EXERCISE: Give a verbatim copy of the lines below, minus the pictures.

DATASET EXTRACT:
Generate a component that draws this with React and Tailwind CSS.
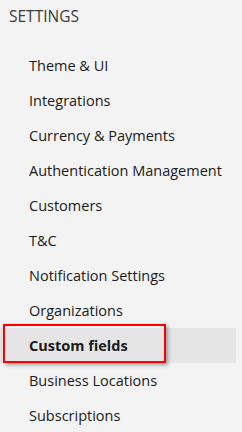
import React from "react";

const items = [
  "Theme & UI",
  "Integrations",
  "Currency & Payments",
  "Authentication Management",
  "Customers",
  "T&C",
  "Notification Settings",
  "Organizations",
  "Custom fields",
  "Business Locations",
  "Subscriptions",
];

export default function App() {
  const active = "Custom fields";

  return (
    <div className="w-[242px] h-[432px] overflow-hidden bg-[#f3f3f3] font-['Open_Sans',sans-serif] text-[#1a1a1a]">
      {/* Header */}
      <div className="h-[48px] pl-[9px] pt-[5px]">
        <h2 className="text-[15.5px] leading-[22px] text-[#3a3a3a] uppercase">Settings</h2>
      </div>

      {/* Menu */}
      <ul className="w-[236px]">
        {items.map((item) => (
          <li
            key={item}
            className={
              item === active
                ? "relative h-[35px] leading-[35px] pl-[29px] text-[14.5px] font-bold bg-[#e5e5e5]"
                : "h-[35px] leading-[35px] pl-[29px] text-[14.5px]"
            }
          >
            {item}
            {item === active && (
              <span className="absolute left-[3px] top-[-4px] w-[163px] h-[39px] border-2 border-[#ff0000] shadow-[2px_2px_4px_rgba(0,0,0,0.35)] pointer-events-none"></span>
            )}
          </li>
        ))}
      </ul>
    </div>
  );
}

SOLUTION BELOW:
Generate a component that draws this with React and Tailwind CSS.
import React from "react";

const items = [
  "Theme & UI",
  "Integrations",
  "Currency & Payments",
  "Authentication Management",
  "Customers",
  "T&C",
  "Notification Settings",
  "Organizations",
  "Custom fields",
  "Business Locations",
  "Subscriptions",
];

export default function App() {
  const active = "Custom fields";

  return (
    <div className="w-[242px] h-[432px] overflow-hidden bg-[#f3f3f3] font-['Open_Sans',sans-serif] text-[#1a1a1a]">
      {/* Header */}
      <div className="h-[48px] pl-[9px] pt-[5px]">
        <h2 className="text-[15.5px] leading-[22px] text-[#3a3a3a] uppercase">Settings</h2>
      </div>

      {/* Menu */}
      <ul className="w-[236px]">
        {items.map((item) => (
          <li
            key={item}
            className={
              item === active
                ? "relative h-[35px] leading-[35px] pl-[29px] text-[14.5px] font-bold bg-[#e5e5e5]"
                : "h-[35px] leading-[35px] pl-[29px] text-[14.5px]"
            }
          >
            {item}
            {item === active && (
              <span className="absolute left-[3px] top-[-4px] w-[163px] h-[39px] border-2 border-[#ff0000] shadow-[2px_2px_4px_rgba(0,0,0,0.35)] pointer-events-none"></span>
            )}
          </li>
        ))}
      </ul>
    </div>
  );
}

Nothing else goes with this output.